CS685: Special Topics in Data Mining
Homework 1:
Due March 25th
Goal:
This homework will reinforce the understanding of the classification
algorithms – Decision Trees and Naïve Bayes algorithms.
Description of the homework:
Your homework will be an application of existing C4.5 algorithm and an
implementation of Naïve Bayes Classifier. A report containing answers for the
following questions should be submitted including the code you wrote for
Naïve Bayes Classifier.
Algorithms:
1)
C4.5
decision tree implementation can be downloaded at
http://www2.cs.uregina.ca/~dbd/cs831/notes/ml/dtrees/c4.5/tutorial.html
2)
Naïve
Bayes Classifier: Simply implement it using the method we talked about in
class.
Datasets:
Car Evaluation Datasets
http://archive.ics.uci.edu/ml/datasets/Car+Evaluation
Questions to answer in the report:
1.
Apply C4.5 to Car Datasets.
a)
Build
one decision tree based on information gain as selection criterion and one
decision tree on information gain ratio as criterion. Check whether the two
trees are the same.

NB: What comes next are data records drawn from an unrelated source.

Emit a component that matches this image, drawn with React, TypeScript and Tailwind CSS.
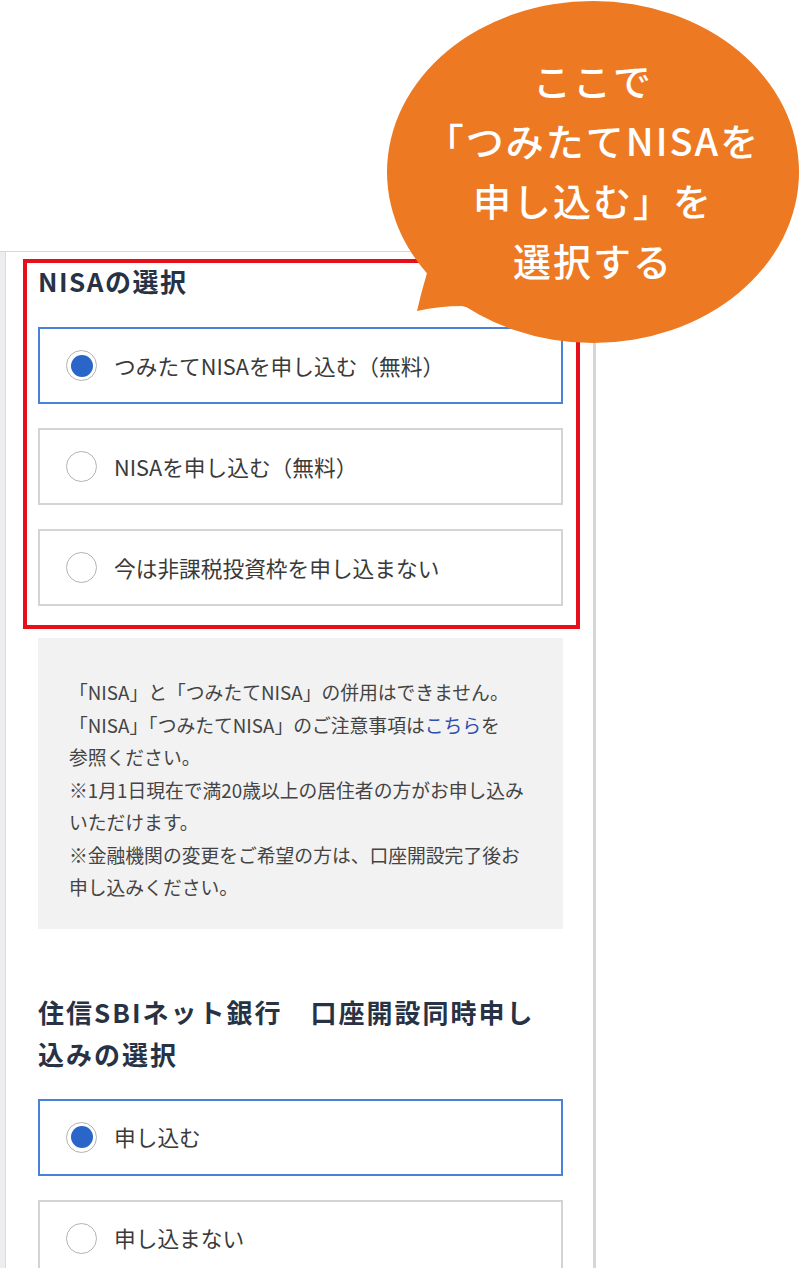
import React from "react";

const Radio = ({ checked }: { checked: boolean }) => (
  <span className="flex h-[31px] w-[31px] shrink-0 items-center justify-center rounded-full border-[1.5px] border-[#b3b3b3] bg-white">
    {checked && <span className="h-[22px] w-[22px] rounded-full bg-[#2a66c8]" />}
  </span>
);

const Option = ({ label, checked }: { label: string; checked: boolean }) => (
  <div
    className={
      checked
        ? "flex h-[77px] items-center gap-[17px] border-2 border-[#4a82d8] bg-white pl-[26px]"
        : "flex h-[77px] items-center gap-[17px] border-2 border-[#d4d4d4] bg-white pl-[26px]"
    }
  >
    <Radio checked={checked} />
    <span className="whitespace-nowrap text-[21.7px] leading-none text-[#3a3a3a]">{label}</span>
  </div>
);

export default function App() {
  return (
    <div className="relative h-[1268px] w-[800px] overflow-hidden bg-white font-['Noto_Sans_CJK_JP','Noto_Sans',sans-serif]">
      <div className="pt-[251px]">
        <div className="flex h-[1017px] w-[596px] border-t border-[#d8d8d8]">
          <div className="w-[6px] shrink-0 border-r border-[#dcdcdf] bg-[#ededef]" />
          <div className="flex-1 pl-[32px] pr-[30px] pt-[8px]">
            <h2 className="text-[26px] font-bold leading-[42px] tracking-[1.5px] text-[#283245]">NISAの選択</h2>
            <div className="mt-[25px] flex flex-col gap-[24px]">
              <Option checked label="つみたてNISAを申し込む（無料）" />
              <Option checked={false} label="NISAを申し込む（無料）" />
              <Option checked={false} label="今は非課税投資枠を申し込まない" />
            </div>
            <div className="mt-[32px] bg-[#f2f2f2] pb-[25px] pl-[31px] pr-[10px] pt-[38px] text-[18.8px] leading-[32.5px] text-[#444444]">
              <div className="whitespace-nowrap">「NISA」と「つみたてNISA」の併用はできません。</div>
              <div className="whitespace-nowrap">
                「NISA」「つみたてNISA」のご注意事項は<span className="text-[#2d4fae]">こちら</span>を
              </div>
              <div className="whitespace-nowrap">参照ください。</div>
              <div className="whitespace-nowrap">※1月1日現在で満20歳以上の居住者の方がお申し込み</div>
              <div className="whitespace-nowrap">いただけます。</div>
              <div className="whitespace-nowrap">※金融機関の変更をご希望の方は、口座開設完了後お</div>
              <div className="whitespace-nowrap">申し込みください。</div>
            </div>
            <h2 className="mt-[62px] text-[26px] font-bold leading-[42px] tracking-[2px] text-[#283245]">
              <span className="block whitespace-nowrap">住信SBIネット銀行　口座開設同時申し</span>
              <span className="block whitespace-nowrap">込みの選択</span>
            </h2>
            <div className="mt-[24px] flex flex-col gap-[24px]">
              <Option checked label="申し込む" />
              <Option checked={false} label="申し込まない" />
            </div>
          </div>
          <div className="w-[3px] shrink-0 bg-[#d6d6da]" />
        </div>
      </div>

      <div className="absolute left-[23px] top-[259px] h-[370px] w-[557px] border-4 border-[#e60f1a]" />

      <svg className="absolute left-0 top-0" width="800" height="360" viewBox="0 0 800 360">
        <ellipse cx="593" cy="172" rx="206" ry="171" fill="#ee7923" />
        <path
          d="M 419 262 L 427 273 Q 421 293 417 311 Q 440 306 462 306 Q 473 308 484 317 L 520 300 L 440 250 Z"
          fill="#ee7923"
        />
      </svg>
      <div className="absolute left-[393px] top-[50px] w-[400px] text-center text-[38px] font-medium leading-[60px] tracking-[2px] text-white">
        <div>ここで</div>
        <div>「つみたてNISAを</div>
        <div>申し込む」を</div>
        <div>選択する</div>
      </div>
    </div>
  );
}
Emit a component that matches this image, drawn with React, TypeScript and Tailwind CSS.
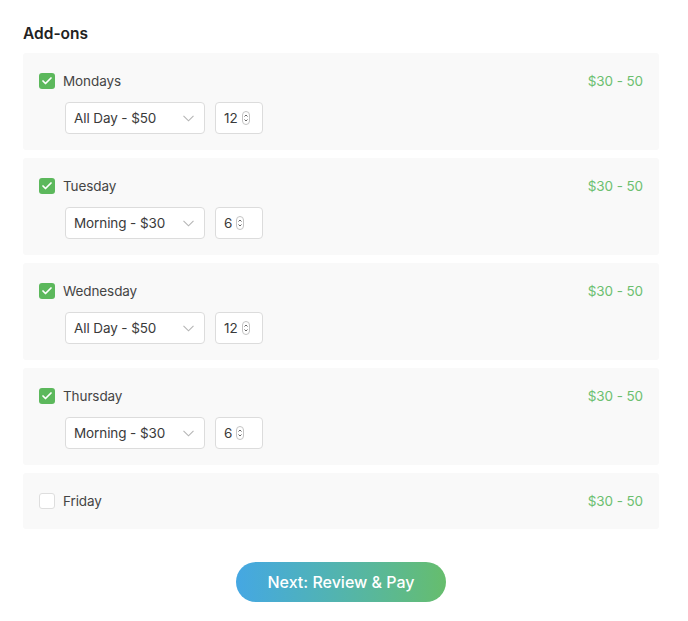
import { Check } from "lucide-react";

type Addon = {
  day: string;
  checked: boolean;
  option?: string;
  qty?: number;
};

const addons: Addon[] = [
  { day: "Mondays", checked: true, option: "All Day - $50", qty: 12 },
  { day: "Tuesday", checked: true, option: "Morning - $30", qty: 6 },
  { day: "Wednesday", checked: true, option: "All Day - $50", qty: 12 },
  { day: "Thursday", checked: true, option: "Morning - $30", qty: 6 },
  { day: "Friday", checked: false },
];

function Spinner() {
  return (
    <svg width="8" height="14" viewBox="0 0 8 14" className="shrink-0">
      <rect x="0.5" y="0.5" width="7" height="13" rx="3.5" fill="#fff" stroke="#c4c4c4" />
      <path d="M2.5 5.5 L4 4 L5.5 5.5" fill="none" stroke="#555" strokeWidth="0.9" />
      <path d="M2.5 8.5 L4 10 L5.5 8.5" fill="none" stroke="#555" strokeWidth="0.9" />
    </svg>
  );
}

function Chevron() {
  return (
    <svg width="11" height="7" viewBox="0 0 11 7" className="shrink-0">
      <path d="M0.5 0.8 L5.5 5.8 L10.5 0.8" fill="none" stroke="#b5b5b5" strokeWidth="1.1" />
    </svg>
  );
}

export default function App() {
  return (
    <div className="min-h-screen bg-white pl-[23px] pr-[29px] pt-[24px] font-['Inter',sans-serif]">
      <h2 className="text-[15.5px] font-semibold leading-5 text-[#222]">Add-ons</h2>

      <div className="mt-[9px] flex flex-col gap-2">
        {addons.map((a) => (
          <div key={a.day} className="rounded-[3px] bg-[#f9f9f9] px-4 py-4">
            <div className="flex h-6 items-center justify-between">
              <div className="flex items-center gap-2">
                {a.checked ? (
                  <span className="flex size-4 items-center justify-center rounded-[3px] bg-[#5cb85c]">
                    <Check className="size-3 text-white" strokeWidth={3.5} />
                  </span>
                ) : (
                  <span className="size-4 rounded-[3px] border border-[#dedede] bg-white" />
                )}
                <span className="text-[13.5px] tracking-[-0.1px] text-[#454545]">{a.day}</span>
              </div>
              <span className="text-[13.5px] tracking-[-0.1px] text-[#6cbf70]">$30 - 50</span>
            </div>

            {a.option && (
              <div className="ml-[26px] mt-[9px] flex gap-[10px]">
                <div className="flex h-8 w-[140px] items-center justify-between rounded-[4px] border border-[#dcdcdc] bg-white pl-[8px] pr-[10px]">
                  <span className="text-[13.5px] tracking-[-0.1px] text-[#3a3a3a]">{a.option}</span>
                  <Chevron />
                </div>
                <div className="flex h-8 w-12 items-center gap-[4px] rounded-[4px] border border-[#dcdcdc] bg-white pl-[8px]">
                  <span className="text-[13.5px] text-[#3a3a3a]">{a.qty}</span>
                  <Spinner />
                </div>
              </div>
            )}
          </div>
        ))}
      </div>

      <div className="mt-[33px] flex justify-center">
        <button className="h-10 w-[210px] rounded-full bg-gradient-to-r from-[#45a7e3] to-[#66bd6c] text-[16px] font-medium text-white">
          Next: Review &amp; Pay
        </button>
      </div>
    </div>
  );
}
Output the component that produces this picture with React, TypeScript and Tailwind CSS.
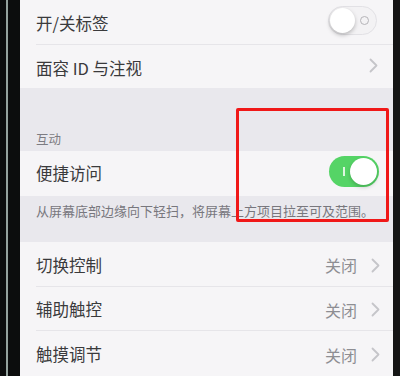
const font = "font-['Noto_Sans_CJK_SC','Noto_Sans',sans-serif]";

const Chevron = () => (
  <svg width="9" height="15" viewBox="0 0 9 15" className="shrink-0">
    <path d="M1.5 1.5 L7.5 7.5 L1.5 13.5" fill="none" stroke="#c5c5c9" strokeWidth="1.8" strokeLinecap="round" strokeLinejoin="round" />
  </svg>
);

const ToggleOff = () => (
  <div className="relative h-[29px] w-[49px] rounded-full border border-[#e2e1e5] bg-[#f3f2f4]">
    <div className="absolute left-[1px] top-[1px] h-[25px] w-[25px] rounded-full bg-white shadow-[0_2px_4px_rgba(0,0,0,0.25)]" />
    <div className="absolute right-[7px] top-[9px] h-[9px] w-[9px] rounded-full border-[1.5px] border-[#b5b4b8]" />
  </div>
);

const ToggleOn = () => (
  <div className="relative h-[31px] w-[50px] rounded-full bg-[#55d466]">
    <div className="absolute left-[14px] top-[11px] h-[9px] w-[1.5px] bg-white/80" />
    <div className="absolute right-[2px] top-[2px] h-[27px] w-[27px] rounded-full bg-white shadow-[0_2px_4px_rgba(0,0,0,0.2)]" />
  </div>
);

const NavRow = ({ label, value, last }: { label: string; value?: string; last?: boolean }) => (
  <div className="flex h-[45px] items-center pl-[16px] pt-[2px] bg-[#f6f5f7]">
    <div className={`flex h-full flex-1 items-center pr-[13px] ${last ? "" : "border-b border-[#e6e5e9]"}`}>
      <span className="flex-1 text-[16.5px] text-[#3a3a3c]">{label}</span>
      {value && <span className="mr-[14px] text-[16px] text-[#8e8e93]">{value}</span>}
      <Chevron />
    </div>
  </div>
);

export default function App() {
  return (
    <div className={`relative flex h-[376px] w-[400px] overflow-hidden bg-black ${font}`}>
      {/* phone bezel */}
      <div className="flex w-[20px] shrink-0 bg-[#0c0d0d]">
        <div className="ml-[6px] w-[2px] bg-[#cfe3dc]/70" />
      </div>

      <div className="flex flex-1 flex-col bg-[#e9e8ed]">
        <div className="flex h-[45px] items-center bg-[#f6f5f7] pl-[16px] pt-[4px]">
          <div className="flex h-full flex-1 items-center border-b border-[#e6e5e9] pr-[16px]">
            <span className="flex-1 text-[16.5px] text-[#3a3a3c]">开/关标签</span>
            <div className="-mt-[6px]">
              <ToggleOff />
            </div>
          </div>
        </div>
        <div className="flex h-[44px] items-center bg-[#f6f5f7] pl-[16px] pt-[4px]">
          <div className="flex h-full flex-1 items-center pr-[15px]">
            <span className="flex-1 text-[16.5px] text-[#3a3a3c]">面容 ID 与注视</span>
            <div className="-mt-[6px]">
              <Chevron />
            </div>
          </div>
        </div>

        <div className="flex h-[64px] items-end px-[16px] pb-[3px]">
          <span className="text-[12.5px] text-[#7d7c82]">互动</span>
        </div>

        <div className="flex h-[45px] items-center bg-[#f6f5f7] pl-[16px] pr-[14px]">
          <span className="flex-1 text-[16.5px] text-[#3a3a3c]">便捷访问</span>
          <div className="-mt-[4px]">
            <ToggleOn />
          </div>
        </div>

        <div className="h-[47px] px-[16px] pt-[6px]">
          <p className="whitespace-nowrap text-[13px] leading-[18px] text-[#78777d]">
            从屏幕底部边缘向下轻扫，将屏幕上方项目拉至可及范围。
          </p>
        </div>

        <NavRow label="切换控制" value="关闭" />
        <NavRow label="辅助触控" value="关闭" />
        <NavRow label="触摸调节" value="关闭" last />
      </div>

      <div className="w-[7px] shrink-0 bg-[#151515]" />

      {/* red highlight box */}
      <div className="pointer-events-none absolute left-[236px] top-[108px] h-[114px] w-[153px] rounded-[2px] border-[3px] border-[#f01818]" />
    </div>
  );
}
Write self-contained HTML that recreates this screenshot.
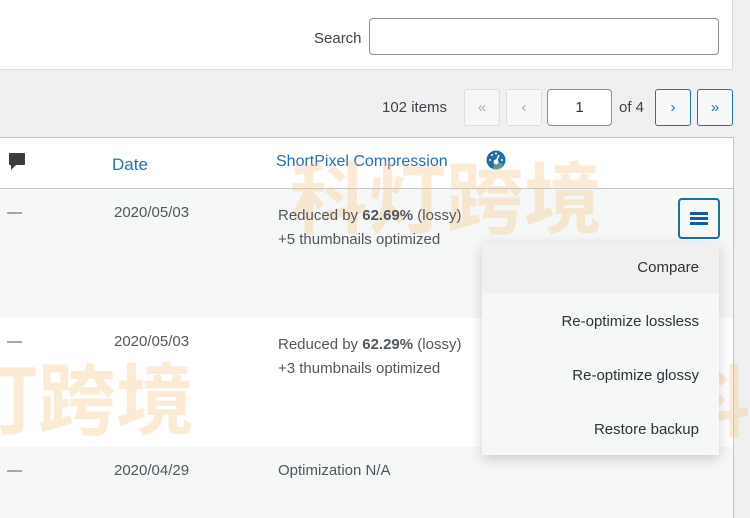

If not, please give one example of the difference.
b)
Using
gain ratio as criterion, generate the list of rules.
c)
Using
1/10 of the dataset to build the classifier and the rest as testing sets,
compute the accuracy of the result.
d)
Using
1/2 of the dataset to build the classifier and the rest as testing sets,
compute the accuracy of the result.
Compare with c) and explain the result.
e)
Using
4-folds cross validation to assess the accuracy of the classification
algorithm.
2.
Develop the Naïve Bayes Classifer.
a)
Using
4-folds cross validation to assess the accuracy of the algorithm. Meanwhile,
compare your result with C4.5.
3.
Research the issue of overfitting: when it will occur and how it can be resolved.
4.
Please include your code for
submission.
5.
Please report your impression with
the two classification algorithms in terms of their ease to use and interpret,
and your experience with the assignments.